The words “Obama” and “disaster” go together all too well these days. To name just a few, there’s Obama’s Middle East disaster, the Obamacare disaster, Obama’s economic disaster, and Obama’s Europe disaster, including Putin’s annexation of Crimea and the refugee crisis sweeping the continent — a crisis triggered by Obama’s Middle East disaster.
And now we have Obama’s Pacific disaster, which may have cost us America’s oldest ally in the region, the Philippines. Its president, Rodrigo Duterte, has been on an anti-American tirade since the G20 summit in early September. He’s denounced Obama to his face as a “son of a bitch” and canceled any future joint military exercises with the U.S. “America has lost,” he’s been quoted as saying, meaning we’ve lost out to the other great power in the Pacific, China. Duterte has just finished up trips to Beijing, to court Chinese president Xi Jinping, and to Japan, where Duterte said it was time for all foreign troops to leave his island nation — including the handful of planes and 200 personnel we sent to our former air base at Clark Field to monitor Chinese moves in the Pacific’s hottest hot spot, the South China Sea.

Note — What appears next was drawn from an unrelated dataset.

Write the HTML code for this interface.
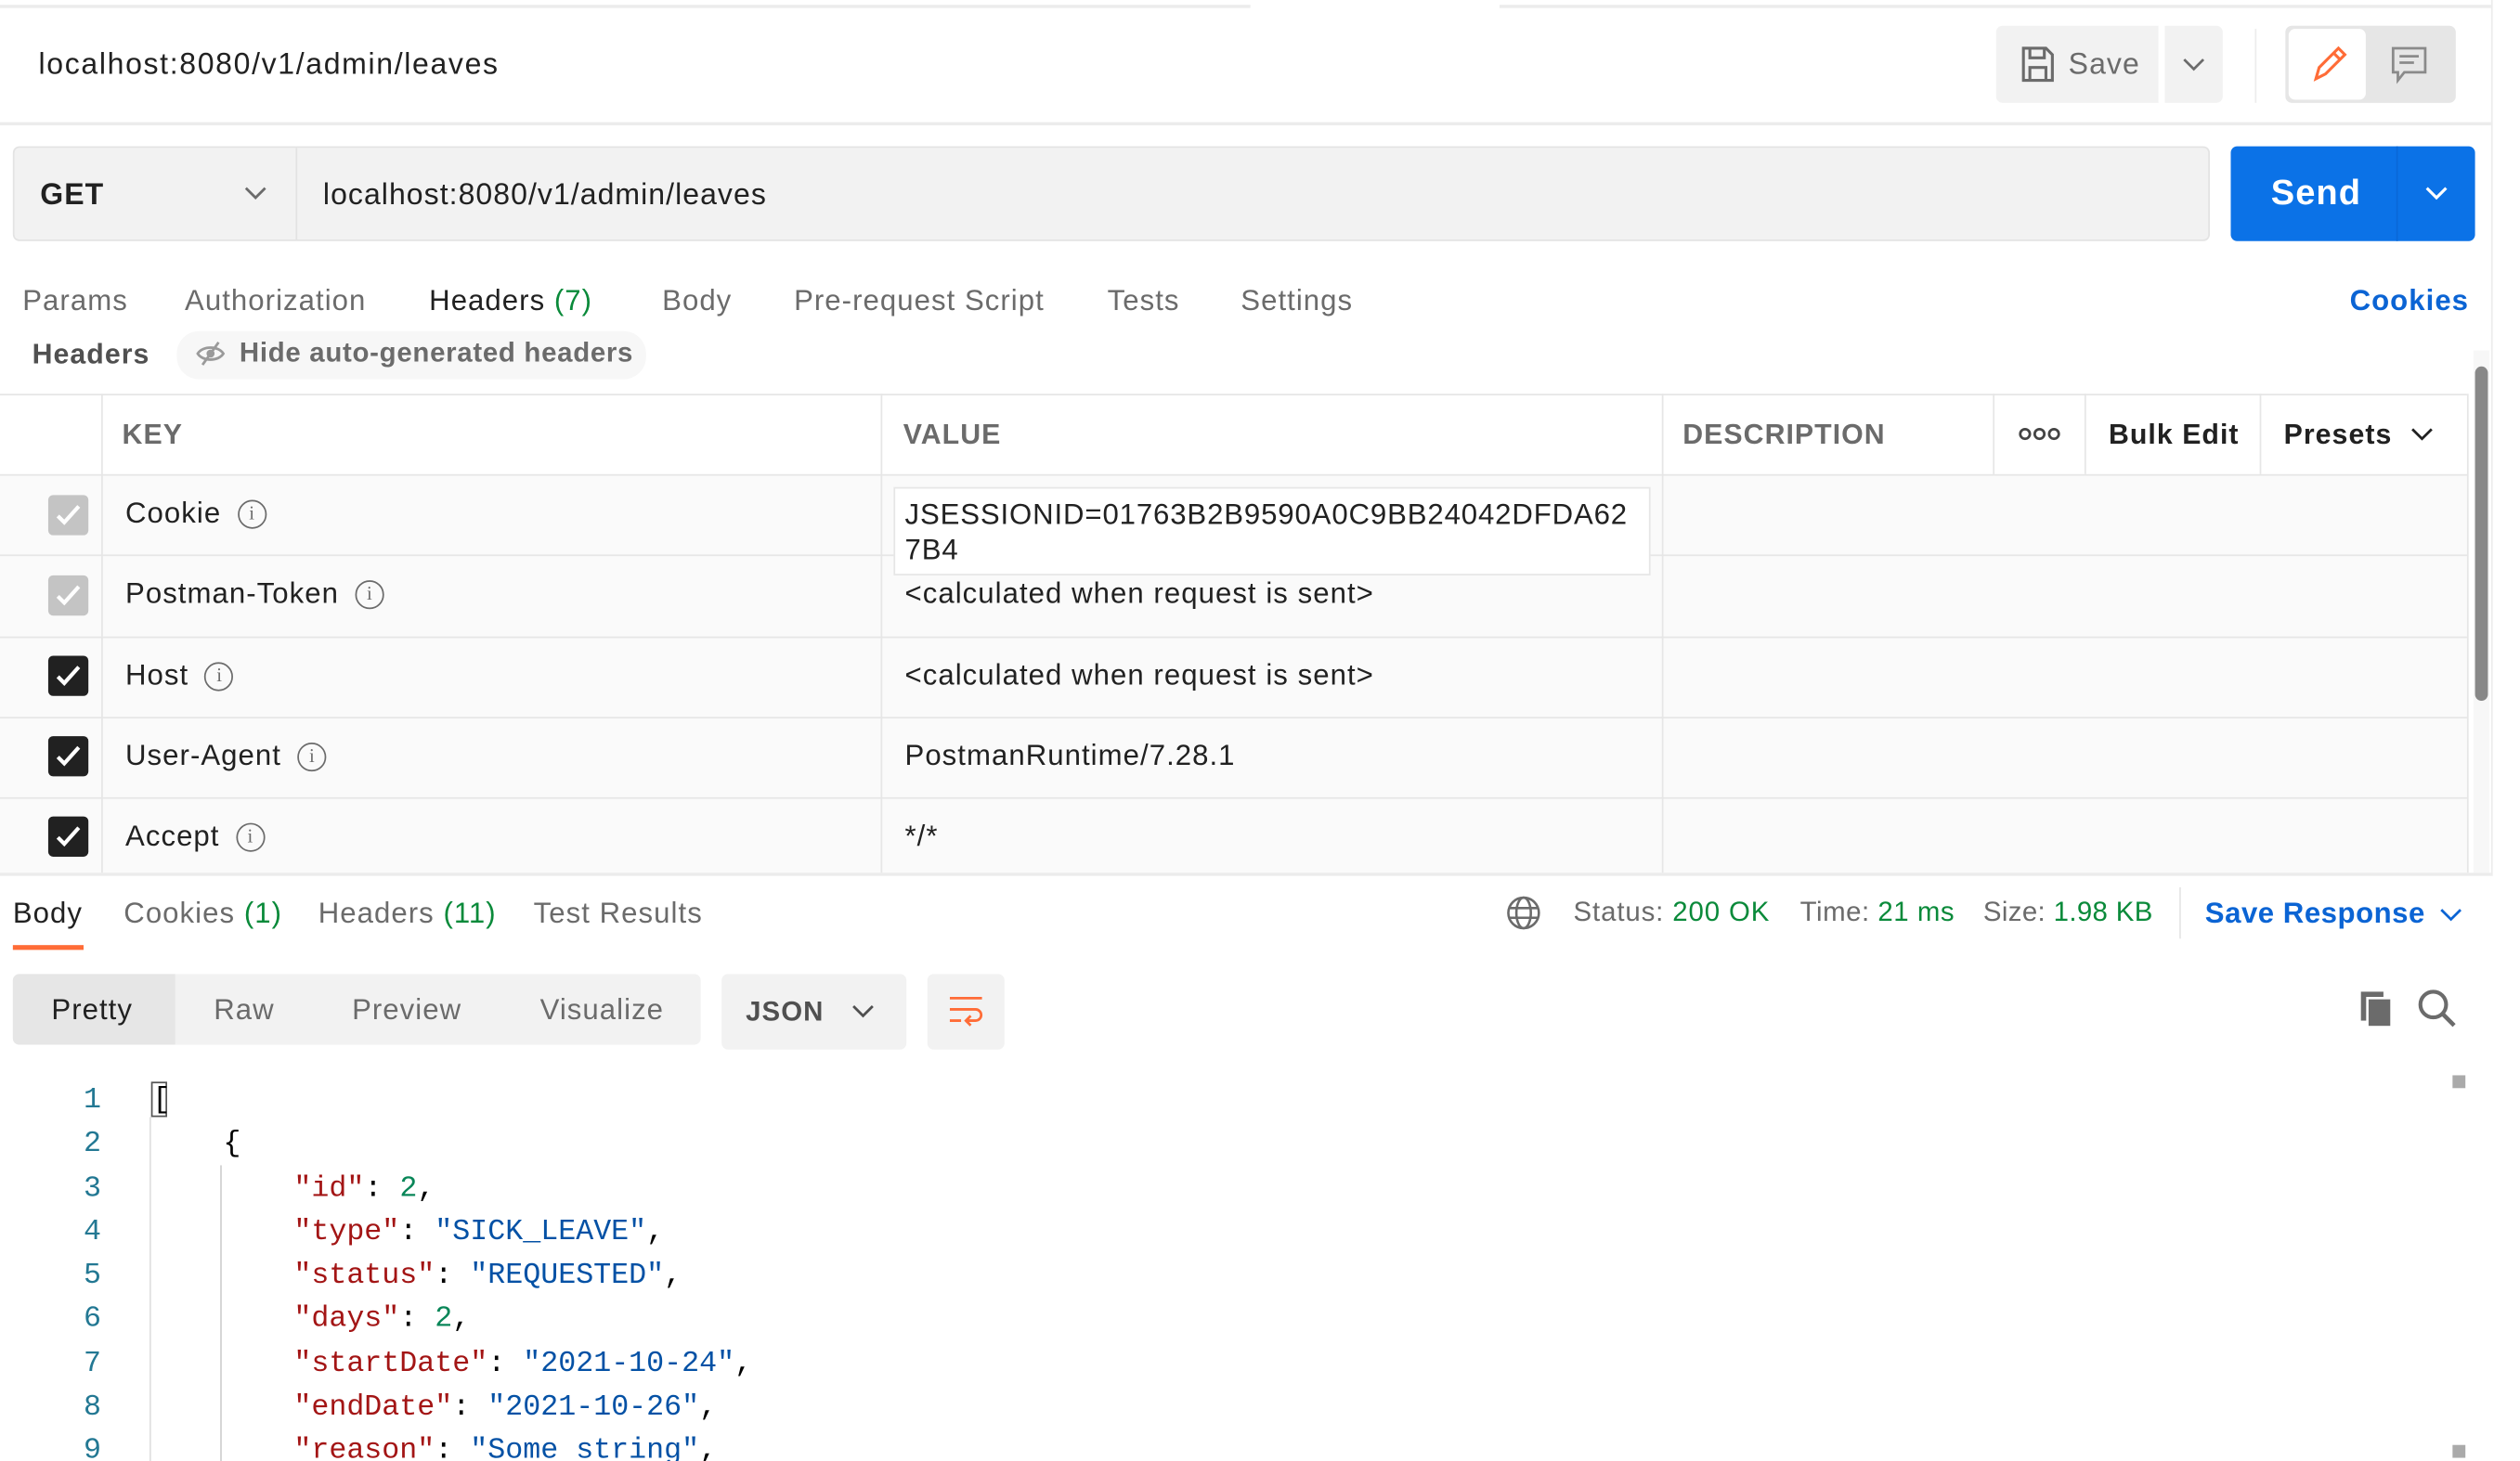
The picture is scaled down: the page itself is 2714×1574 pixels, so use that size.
<!DOCTYPE html>
<html><head><meta charset="utf-8"><style>
*{box-sizing:border-box;margin:0;padding:0}
html,body{width:2714px;height:1574px;overflow:hidden;background:#fff}
#w{width:1568px;height:909px;transform:scale(1.7309,1.7316);transform-origin:0 0;position:relative;font-family:"Liberation Sans",sans-serif;color:#212121}
.a{position:absolute}
.t{font-size:18px;white-space:nowrap;letter-spacing:0.6px}
.g{color:#6b6b6b}
.mono{font-family:"Liberation Mono",monospace;font-size:18.3px;white-space:pre}
.k{color:#a31515}.s{color:#0451a5}.n{color:#098658}
.hl{position:absolute;height:1px;background:#e6e6e6}
.vl{position:absolute;width:1px;background:#e6e6e6}
.cb{position:absolute;left:30px;width:25px;height:25px;border-radius:3px}
.cb.on{background:#212121}.cb.off{background:#c4c4c4}
.cb svg{position:absolute;left:3px;top:3px}
.info{display:inline-block;width:18px;height:18px;border:1.5px solid #6b6b6b;border-radius:50%;font-size:12px;text-align:center;line-height:15px;color:#6b6b6b;margin-left:10px;vertical-align:2px;font-family:"Liberation Serif",serif;letter-spacing:0}
</style></head><body><div id="w">
<div class="hl" style="left:0;top:3px;width:778px;background:#ececec;height:2px"></div>
<div class="hl" style="left:933px;top:3px;width:617px;background:#ececec;height:2px"></div>
<div class="vl" style="left:1550px;top:0;height:545px;background:#ececec"></div>
<div class="a t" style="left:24px;top:29px;font-size:18.5px;color:#212121;letter-spacing:0.95px">localhost:8080/v1/admin/leaves</div>
<div class="a" style="left:1242px;top:16px;width:101px;height:48px;background:#f2f2f2;border-radius:4px 0 0 4px"></div>
<svg class="a" style="left:1257px;top:28px" width="22" height="24" viewBox="0 0 22 24"><path d="M2 2h14l4 4v16H2z M6 2v6h9V2 M6 22v-8h10v8" fill="none" stroke="#6b6b6b" stroke-width="1.8"/></svg>
<div class="a t" style="left:1287px;top:29px;color:#6b6b6b;font-size:18.5px">Save</div>
<div class="a" style="left:1347px;top:16px;width:36px;height:48px;background:#f2f2f2;border-radius:0 4px 4px 0"></div>
<svg class="a" style="left:1357px;top:35px" width="16" height="10"><path d="M2 2l6 6 6-6" fill="none" stroke="#6b6b6b" stroke-width="1.6"/></svg>
<div class="vl" style="left:1403px;top:18px;height:46px;background:#ececec"></div>
<div class="a" style="left:1422px;top:16px;width:106px;height:48px;background:#e6e6e6;border-radius:4px"></div>
<div class="a" style="left:1424px;top:18px;width:48px;height:44px;background:#fff;border-radius:4px"></div>
<svg class="a" style="left:1437px;top:27px" width="24" height="26"><path d="M4 22l2-7L18 3l4 4L10 19z M15 6l4 4" fill="none" stroke="#ff6c37" stroke-width="1.8"/></svg>
<svg class="a" style="left:1487px;top:28px" width="24" height="26"><path d="M2 2h20v15H9l-4 5v-5H2z M6 7h12 M6 11h9" fill="none" stroke="#8a8a8a" stroke-width="1.6"/></svg>
<div class="hl" style="left:0;top:76px;width:1550px;height:2px;background:#ececec"></div>
<div class="a" style="left:8px;top:91px;width:1367px;height:59px;background:#f2f2f2;border:1px solid #e3e3e3;border-radius:4px"></div>
<div class="vl" style="left:184px;top:92px;height:57px;background:#e3e3e3"></div>
<div class="a t" style="left:25px;top:110px;font-weight:bold;font-size:18.5px">GET</div>
<svg class="a" style="left:151px;top:115px" width="16" height="10"><path d="M2 2l6 6 6-6" fill="none" stroke="#6b6b6b" stroke-width="1.6"/></svg>
<div class="a t" style="left:201px;top:110px;font-size:18.5px">localhost:8080/v1/admin/leaves</div>
<div class="a" style="left:1388px;top:91px;width:152px;height:59px;background:#0b72e7;border-radius:4px"></div>
<div class="vl" style="left:1491px;top:91px;height:59px;background:#0a68d8"></div>
<div class="a t" style="left:1413px;top:107px;color:#fff;font-weight:bold;font-size:22px">Send</div>
<svg class="a" style="left:1508px;top:115px" width="16" height="10"><path d="M2 2l6 6 6-6" fill="none" stroke="#fff" stroke-width="1.8"/></svg>
<div class="a t g" style="left:14px;top:177px">Params</div>
<div class="a t g" style="left:115px;top:177px">Authorization</div>
<div class="a t" style="left:267px;top:177px">Headers <span style="color:#0a8a3a">(7)</span></div>
<div class="a" style="left:267px;top:207px;width:109px;height:3px;background:#ff6c37"></div>
<div class="a t g" style="left:412px;top:177px">Body</div>
<div class="a t g" style="left:494px;top:177px">Pre-request Script</div>
<div class="a t g" style="left:689px;top:177px">Tests</div>
<div class="a t g" style="left:772px;top:177px">Settings</div>
<div class="a t" style="left:1462px;top:177px;color:#0b64d4;font-weight:bold">Cookies</div>
<div class="a t" style="left:20px;top:210px;color:#505050;font-weight:bold;font-size:17.5px">Headers</div>
<div class="a" style="left:110px;top:206px;width:292px;height:30px;background:#f7f7f7;border-radius:14px"></div>
<svg class="a" style="left:121px;top:211px" width="20" height="18"><path d="M2 9c3-5 13-5 16 0c-3 5-13 5-16 0z M5 16L15 2" fill="none" stroke="#9a9a9a" stroke-width="1.6"/><circle cx="10" cy="9" r="2.5" fill="#9a9a9a"/></svg>
<div class="a t" style="left:149px;top:210px;color:#6b6b6b;font-weight:bold;font-size:17px;letter-spacing:0.4px">Hide auto-generated headers</div>
<div class="a" style="left:1539px;top:218px;width:10px;height:325px;background:#f7f7f7"></div>
<div class="a" style="left:1540px;top:228px;width:8px;height:208px;background:#888;border-radius:4px"></div>
<div class="a" style="left:0;top:245px;width:1535px;height:298px;background:#fafafa"></div>
<div class="a" style="left:0;top:245px;width:1535px;height:50px;background:#fff"></div>
<div class="hl" style="left:0;top:245px;width:1535px"></div>
<div class="hl" style="left:0;top:295px;width:1535px"></div>
<div class="hl" style="left:0;top:345px;width:1535px"></div>
<div class="hl" style="left:0;top:396px;width:1535px"></div>
<div class="hl" style="left:0;top:446px;width:1535px"></div>
<div class="hl" style="left:0;top:496px;width:1535px"></div>
<div class="vl" style="left:63px;top:245px;height:298px"></div>
<div class="vl" style="left:548px;top:245px;height:298px"></div>
<div class="vl" style="left:1034px;top:245px;height:298px"></div>
<div class="vl" style="left:1240px;top:245px;height:50px"></div>
<div class="vl" style="left:1297px;top:245px;height:50px"></div>
<div class="vl" style="left:1406px;top:245px;height:50px"></div>
<div class="vl" style="left:1535px;top:245px;height:298px"></div>
<div class="a t g" style="left:76px;top:260px;font-weight:bold;font-size:17.5px">KEY</div>
<div class="a t g" style="left:562px;top:260px;font-weight:bold;font-size:17.5px">VALUE</div>
<div class="a t g" style="left:1047px;top:260px;font-weight:bold;font-size:17.5px">DESCRIPTION</div>
<svg class="a" style="left:1256px;top:265px" width="26" height="10"><circle cx="4" cy="5" r="3" fill="none" stroke="#444" stroke-width="1.6"/><circle cx="13" cy="5" r="3" fill="none" stroke="#444" stroke-width="1.6"/><circle cx="22" cy="5" r="3" fill="none" stroke="#444" stroke-width="1.6"/></svg>
<div class="a t" style="left:1312px;top:260px;font-weight:bold;font-size:17.5px;color:#212121">Bulk Edit</div>
<div class="a t" style="left:1421px;top:260px;font-weight:bold;font-size:17.5px;color:#212121">Presets</div>
<svg class="a" style="left:1499px;top:265px" width="16" height="10"><path d="M2 2l6 6 6-6" fill="none" stroke="#212121" stroke-width="1.6"/></svg>
<div class="cb off" style="top:308px"><svg width="19" height="19"><path d="M3 10l4 4 9-10" fill="none" stroke="#fff" stroke-width="2.4"/></svg></div>
<div class="cb off" style="top:358px"><svg width="19" height="19"><path d="M3 10l4 4 9-10" fill="none" stroke="#fff" stroke-width="2.4"/></svg></div>
<div class="cb on" style="top:408px"><svg width="19" height="19"><path d="M3 10l4 4 9-10" fill="none" stroke="#fff" stroke-width="2.4"/></svg></div>
<div class="cb on" style="top:458px"><svg width="19" height="19"><path d="M3 10l4 4 9-10" fill="none" stroke="#fff" stroke-width="2.4"/></svg></div>
<div class="cb on" style="top:508px"><svg width="19" height="19"><path d="M3 10l4 4 9-10" fill="none" stroke="#fff" stroke-width="2.4"/></svg></div>
<div class="a t" style="left:78px;top:309px">Cookie<span class="info">i</span></div>
<div class="a t" style="left:78px;top:359px">Postman-Token<span class="info">i</span></div>
<div class="a t" style="left:78px;top:410px">Host<span class="info">i</span></div>
<div class="a t" style="left:78px;top:460px">User-Agent<span class="info">i</span></div>
<div class="a t" style="left:78px;top:510px">Accept<span class="info">i</span></div>
<div class="a" style="left:556px;top:303px;width:471px;height:55px;background:#fff;border:1px solid #e6e6e6"></div>
<div class="a t" style="left:563px;top:309px;line-height:22px;letter-spacing:0.5px">JSESSIONID=01763B2B9590A0C9BB24042DFDA62<br>7B4</div>
<div class="a t" style="left:563px;top:359px">&lt;calculated when request is sent&gt;</div>
<div class="a t" style="left:563px;top:410px">&lt;calculated when request is sent&gt;</div>
<div class="a t" style="left:563px;top:460px">PostmanRuntime/7.28.1</div>
<div class="a t" style="left:563px;top:510px">*/*</div>
<div class="hl" style="left:0;top:543px;width:1550px;height:2px;background:#ececec"></div>
<div class="a t" style="left:8px;top:558px">Body</div>
<div class="a" style="left:8px;top:588px;width:44px;height:3px;background:#ff6c37"></div>
<div class="a t g" style="left:77px;top:558px">Cookies <span style="color:#0a8a3a">(1)</span></div>
<div class="a t g" style="left:198px;top:558px">Headers <span style="color:#0a8a3a">(11)</span></div>
<div class="a t g" style="left:332px;top:558px">Test Results</div>
<svg class="a" style="left:937px;top:557px" width="22" height="22"><circle cx="11" cy="11" r="9.5" fill="none" stroke="#6b6b6b" stroke-width="1.5"/><ellipse cx="11" cy="11" rx="4.5" ry="9.5" fill="none" stroke="#6b6b6b" stroke-width="1.5"/><path d="M2 8h18M2 14h18" stroke="#6b6b6b" stroke-width="1.5"/></svg>
<div class="a t g" style="left:979px;top:558px;font-size:17px;letter-spacing:0.5px">Status: <span style="color:#0a8a3a">200 OK</span></div>
<div class="a t g" style="left:1120px;top:558px;font-size:17px;letter-spacing:0.3px">Time: <span style="color:#0a8a3a">21 ms</span></div>
<div class="a t g" style="left:1234px;top:558px;font-size:17px;letter-spacing:0.2px">Size: <span style="color:#0a8a3a">1.98 KB</span></div>
<div class="vl" style="left:1356px;top:552px;height:32px;background:#e6e6e6"></div>
<div class="a t" style="left:1372px;top:558px;color:#0b64d4;font-weight:bold;letter-spacing:0.3px">Save Response</div>
<svg class="a" style="left:1517px;top:564px" width="16" height="10"><path d="M2 2l6 6 6-6" fill="none" stroke="#0b64d4" stroke-width="1.6"/></svg>
<div class="a" style="left:8px;top:606px;width:428px;height:44px;background:#f2f2f2;border-radius:4px"></div>
<div class="a" style="left:8px;top:606px;width:101px;height:44px;background:#e6e6e6;border-radius:4px 0 0 4px"></div>
<div class="a t" style="left:32px;top:618px">Pretty</div>
<div class="a t g" style="left:133px;top:618px">Raw</div>
<div class="a t g" style="left:219px;top:618px">Preview</div>
<div class="a t g" style="left:336px;top:618px">Visualize</div>
<div class="a" style="left:449px;top:606px;width:115px;height:47px;background:#f2f2f2;border-radius:4px"></div>
<div class="a t" style="left:464px;top:620px;color:#505050;font-weight:bold;font-size:17px">JSON</div>
<svg class="a" style="left:529px;top:624px" width="16" height="10"><path d="M2 2l6 6 6-6" fill="none" stroke="#505050" stroke-width="1.6"/></svg>
<div class="a" style="left:577px;top:606px;width:48px;height:47px;background:#f2f2f2;border-radius:4px"></div>
<svg class="a" style="left:589px;top:618px" width="24" height="22"><path d="M2 3h20M2 10h16a3.5 3.5 0 0 1 0 7h-5m2-3l-3 3 3 3M2 17h7" fill="none" stroke="#ff6c37" stroke-width="1.6"/></svg>
<svg class="a" style="left:1467px;top:615px" width="26" height="24"><rect x="2" y="2" width="14" height="18" fill="#6b6b6b"/><rect x="6" y="6" width="15" height="18" fill="#6b6b6b" stroke="#fff" stroke-width="1.5"/></svg>
<svg class="a" style="left:1504px;top:615px" width="26" height="26"><circle cx="10" cy="10" r="8" fill="none" stroke="#6b6b6b" stroke-width="2.4"/><path d="M16 16l7 7" stroke="#6b6b6b" stroke-width="2.6"/></svg>
<div class="a mono" style="left:20px;top:672px;width:43px;text-align:right;color:#237893;line-height:27.3px">1
2
3
4
5
6
7
8
9</div>
<div class="a" style="left:94px;top:673px;width:10px;height:22px;border:1px solid #555"></div>
<div class="vl" style="left:137px;top:725px;height:184px;background:#d0d0d0"></div>
<div class="vl" style="left:93px;top:695px;height:214px;background:#e0e0e0"></div>
<div class="a mono" style="left:95px;top:672px;line-height:27.3px;color:#000">[
    {
        <span class="k">"id"</span>: <span class="n">2</span>,
        <span class="k">"type"</span>: <span class="s">"SICK_LEAVE"</span>,
        <span class="k">"status"</span>: <span class="s">"REQUESTED"</span>,
        <span class="k">"days"</span>: <span class="n">2</span>,
        <span class="k">"startDate"</span>: <span class="s">"2021-10-24"</span>,
        <span class="k">"endDate"</span>: <span class="s">"2021-10-26"</span>,
        <span class="k">"reason"</span>: <span class="s">"Some string"</span>,</div>
<div class="a" style="left:1526px;top:669px;width:8px;height:8px;background:#aaa"></div>
<div class="a" style="left:1526px;top:899px;width:8px;height:8px;background:#aaa"></div>
<div class="a" style="left:0;top:909px;width:1568px;height:10px;background:#fff"></div>
</div></body></html>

Granted, Duterte is an acknowledged nut case. Granted, too, U.S.–Philippine relations have had their ups and downs, with previous low spots including the Fernando Marcos years and President Corazon Aquino’s closure of our bases at Clark and Subic Bay in 1991. Still, Douglas MacArthur must be somersaulting in his grave. The idea that the country for whose protection and then liberation he dedicated so much of his life; the country whose soldiers stood shoulder to shoulder with ours to fight the Japanese army to a standstill on Bataan in 1942, and then hailed MacArthur as their savior when he kept his promise, “I shall return,” in 1944; the country that U.S. Special Ops troops have helped to save from al-Qaeda-affiliated insurgents since 9/11 — the idea that the Philippines would abandon its treaty alliance with the United States to join up with China, a nation with which Manila has been feuding for years, would seem outrageous, even contrary to nature.